Like there's a risk of slowing down too
that maybe isn't fully appreciated.
Until we've solved cancer,
every month that we're not rushing to the frontier
of accelerating biological discovery,
your scientific progress,
is a month that millions of people are suffering from disease.
That we could be solving with the eye.
We don't talk about the opportunity cost
of slowing down the frontier.
Yeah.
I mean, this is the thing with all of these,
like there's always this kind of reverse question
on innovation,
and they say, well, okay,
It's like the Bostrom Earn experiment.
You know, his kind of whole earned hypothesis,
like there's an urn of innovation.
And he pull up balls.
One of us a black ball that destroys everything, right?
Like, so eventually you'll draw that ball.
So why would you ever do innovation?
Like, that is the thought experiment.
And the answer is so simple, which is it just turns out
that it's much more dangerous not to pull out balls than pull out balls.

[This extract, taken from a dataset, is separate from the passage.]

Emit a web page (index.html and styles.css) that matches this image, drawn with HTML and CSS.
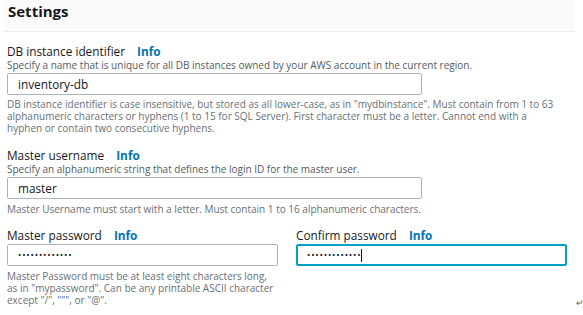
FILE: index.html
```html
<!DOCTYPE html>
<html lang="en">
<head>
    <meta charset="UTF-8">
    <title>Settings</title>
    <link rel="stylesheet" href="styles.css">
</head>
<body>
    <div class="panel">
        <div class="panel-header">
            <h2>Settings</h2>
        </div>

        <div class="field field-first">
            <div class="label">DB instance identifier <a class="info">Info</a></div>
            <div class="desc">Specify a name that is unique for all DB instances owned by your AWS account in the current region.</div>
            <div class="input wide">inventory-db</div>
            <div class="hint">DB instance identifier is case insensitive, but stored as all lower-case, as in "mydbinstance". Must contain from 1 to 63 alphanumeric characters or hyphens (1 to 15 for SQL Server). First character must be a letter. Cannot end with a hyphen or contain two consecutive hyphens.</div>
        </div>

        <div class="field field-second">
            <div class="label">Master username <a class="info">Info</a></div>
            <div class="desc">Specify an alphanumeric string that defines the login ID for the master user.</div>
            <div class="input wide">master</div>
            <div class="hint">Master Username must start with a letter. Must contain 1 to 16 alphanumeric characters.</div>
        </div>

        <div class="pair">
            <div class="field">
                <div class="label">Master password <a class="info">Info</a></div>
                <div class="input dots">•••••••••••••</div>
                <div class="hint">Master Password must be at least eight characters long, as in "mypassword". Can be any printable ASCII character except "/", """, or "@".</div>
            </div>
            <div class="field">
                <div class="label">Confirm password <a class="info">Info</a></div>
                <div class="input dots focused">•••••••••••••<span class="caret"></span></div>
            </div>
        </div>
    </div>
    <span class="para-mark">↵</span>
</body>
</html>
```

FILE: styles.css
```css
body {
    margin: 0;
    font-family: "Open Sans", Arial, sans-serif;
    color: #16191f;
    background: #fff;
    position: relative;
    width: 583px;
    height: 315px;
    overflow: hidden;
}
.panel {
    width: 571px;
    margin-left: 4px;
}
.panel-header {
    background: #fafafa;
    border-bottom: 1px solid #eaeded;
    height: 32px;
    box-sizing: border-box;
    padding: 1px 0 0 4px;
}
.panel-header h2 {
    margin: 0;
    font-size: 15px;
    font-weight: 700;
    line-height: 20px;
}
.field {
    padding-left: 3px;
}
.field-first {
    margin-top: 11px;
}
.field-second {
    margin-top: 13px;
}
.label {
    font-size: 11.8px;
    line-height: 16px;
    color: #16191f;
}
.info {
    color: #0073bb;
    font-weight: 700;
    margin-left: 9px;
}
.desc {
    font-size: 10px;
    line-height: 12px;
    color: #545b64;
}
.input {
    border: 1px solid #aab7b8;
    border-radius: 2px;
    height: 22px;
    box-sizing: border-box;
    font-size: 11.8px;
    line-height: 20px;
    padding-left: 10px;
    margin-top: 2px;
    color: #16191f;
}
.wide {
    width: 415px;
}
.dots {
    font-size: 9px;
    letter-spacing: 0.8px;
}
.focused {
    border: 2px solid #00a1c9;
    line-height: 18px;
    padding-left: 9px;
}
.caret {
    display: inline-block;
    width: 1px;
    height: 13px;
    background: #16191f;
    vertical-align: middle;
}
.hint {
    font-size: 10px;
    line-height: 12px;
    color: #687078;
    margin-top: 3px;
    width: 550px;
}
.field-second .hint {
    margin-top: 4px;
}
.pair {
    display: grid;
    grid-template-columns: 274px 274px;
    column-gap: 15px;
    margin-top: 12px;
}
.pair .input {
    margin-top: 1px;
}
.pair .hint {
    width: 268px;
    margin-top: 4px;
}
.para-mark {
    position: absolute;
    left: 576px;
    top: 296px;
    font-size: 9px;
    color: #666;
}
```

Like, that's always the answer.
So like when people ask P-Doom, so what is the P-Dume?
The answer is not like 0 or 100.
the answer is the P-Doom without AI
is actually quite a bit greater
than the P-Doom with AI.
And the what's the rush?
The answer is the same thing,
which is clearly if you ignore,
exactly not just, if you ignore the benefits
of technology, then you
would say, if it's all negative,
no rush at all, right? The reality is
the benefits are, they're so dramatic
and they're so obviously dramatic now. Thank God
we've got a year's worth of
data on this stuff. Like they're clearly
economically beneficial. They're clearly
beneficial expanding a number of areas of core science,
that the rush is getting to the next set of solutions,
you know, as opposed to being afraid of,
you know, a set of problems that we still can't clearly articulate.

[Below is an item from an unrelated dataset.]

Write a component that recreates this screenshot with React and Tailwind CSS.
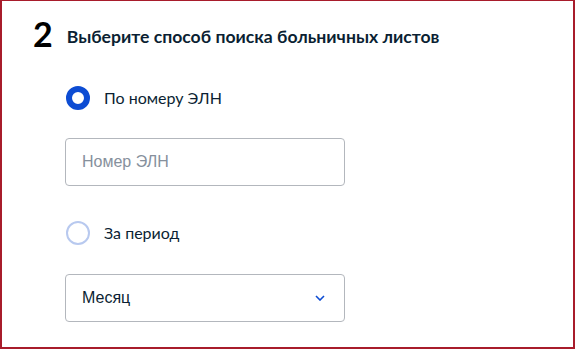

And listen, as soon as we do understand marginal risk
and we do have these, we absolutely should address those directly.
Which, again, the Action Plan does a great job of penciling this out.
I mean, it does want to explore implications on jobs,
implications on defense, implications on, you know, alignment.

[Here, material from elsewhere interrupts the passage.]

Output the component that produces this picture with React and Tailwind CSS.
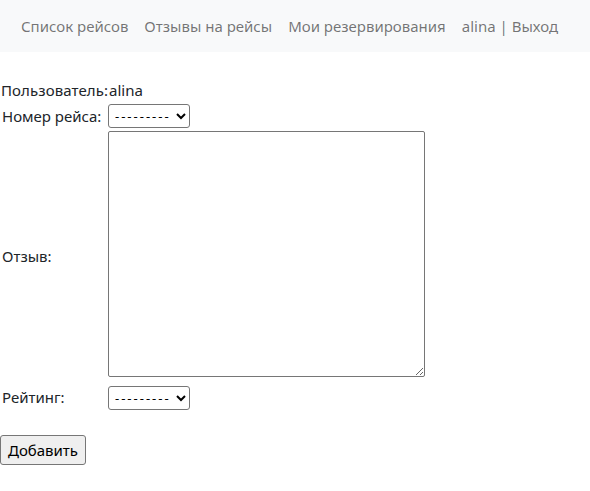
import React from "react";

function Select() {
  return (
    <select className="w-[82px] h-[24px] border border-[#767676] rounded-[3px] bg-white text-[13px] text-black pl-[2px] tracking-[2px] font-['Noto_Sans',sans-serif] appearance-auto">
      <option>---------</option>
    </select>
  );
}

export default function App() {
  return (
    <div className="min-h-[491px] bg-white text-[#212529] font-['Noto_Sans',sans-serif] text-[15px]">
      <nav className="h-[52px] bg-[#f8f9fa] flex items-center pl-[13px]">
        {["Список рейсов", "Отзывы на рейсы", "Мои резервирования", "alina | Выход"].map((t) => (
          <a key={t} className="px-2 text-[15px] text-[rgba(0,0,0,0.55)] leading-6 cursor-pointer">
            {t}
          </a>
        ))}
      </nav>
      <form className="pt-[28px] flex flex-col">
        <div className="flex items-center h-[20px]">
          <span className="w-[108px] pl-[1px] tracking-[0.1px]">Пользователь:</span>
          <span className="pl-[1px]">alina</span>
        </div>
        <div className="flex items-center mt-[4px] h-[24px]">
          <span className="w-[108px] pl-[2px]">Номер рейса:</span>
          <Select />
        </div>
        <div className="flex items-center mt-[3px]">
          <span className="w-[108px] pl-[2px] pt-[5px]">Отзыв:</span>
          <textarea className="w-[317px] h-[246px] border border-[#767676] rounded-[2px] bg-white resize-y" />
        </div>
        <div className="flex items-center mt-[8px] h-[25px]">
          <span className="w-[108px] pl-[2px]">Рейтинг:</span>
          <Select />
        </div>
        <div className="mt-[25px]">
          <button type="button" className="w-[86px] h-[30px] border border-[#767676] rounded-[3px] bg-[#efefef] text-black text-[15px]">
            Добавить
          </button>
        </div>
      </form>
    </div>
  );
}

And that's exactly where we should be in the exploration base.
Do we have a definition of marginal risk or perspective of how to think about that idea?
Well, let's just be clear what we mean by marginal risk,
which is computer systems are risky, network systems are risky, stochastic systems are risky.
We've got decades of, you know, ways of thinking about measuring, regulating, changing common
behavior based on this type of risk.
And so the question is, can you take all of that apparatus that's been hard one and apply it to
AI? If so, like, A, we know it's effective because we've used it before and we've got a lot
experience with it and, and B, it's ready to be done. Or is there a different type of risk that's
not endemic on those systems? In which case, we'll have to come up with something that new,
which you go down that exploration. Maybe it works, maybe it doesn't work, et cetera. So that, like,
that's what marginal risk is. And I just think that.
the problem is, is if you don't know what it is,
how are you going to define a solution?
I think that's right.
I mean, philosophically, the idea is if you're going to say we need new solutions,
then you need to articulate why the problem is new
and why solutions that work really great
are no longer sufficient, right?
And I think it's almost obvious when you stated,
but this was the state of the world a year ago,
that we were having to look around the room,
and say, can I raise my hand?
Why are we introducing net new liabilities and new laws
that we've never had to do before
if you can't articulate why there are no new problems to solve?
If it ain't broken, why are you trying to fix it?
And so marginal risk is I think a slightly just more technical way to say
we have the tools to manage risk.
We don't need new ones.
And if you think we need new ones,
then hey, just take a minute to articulate to us why.
Is there anything else you wanted to make sure we got to?
Otherwise, that's great.
Time to put the action plan into action.
Excellent.
Martine Ange, thanks so much for coming to the podcast.
Thank you.
Thanks for having us.
Thanks for listening to the A16Z podcast.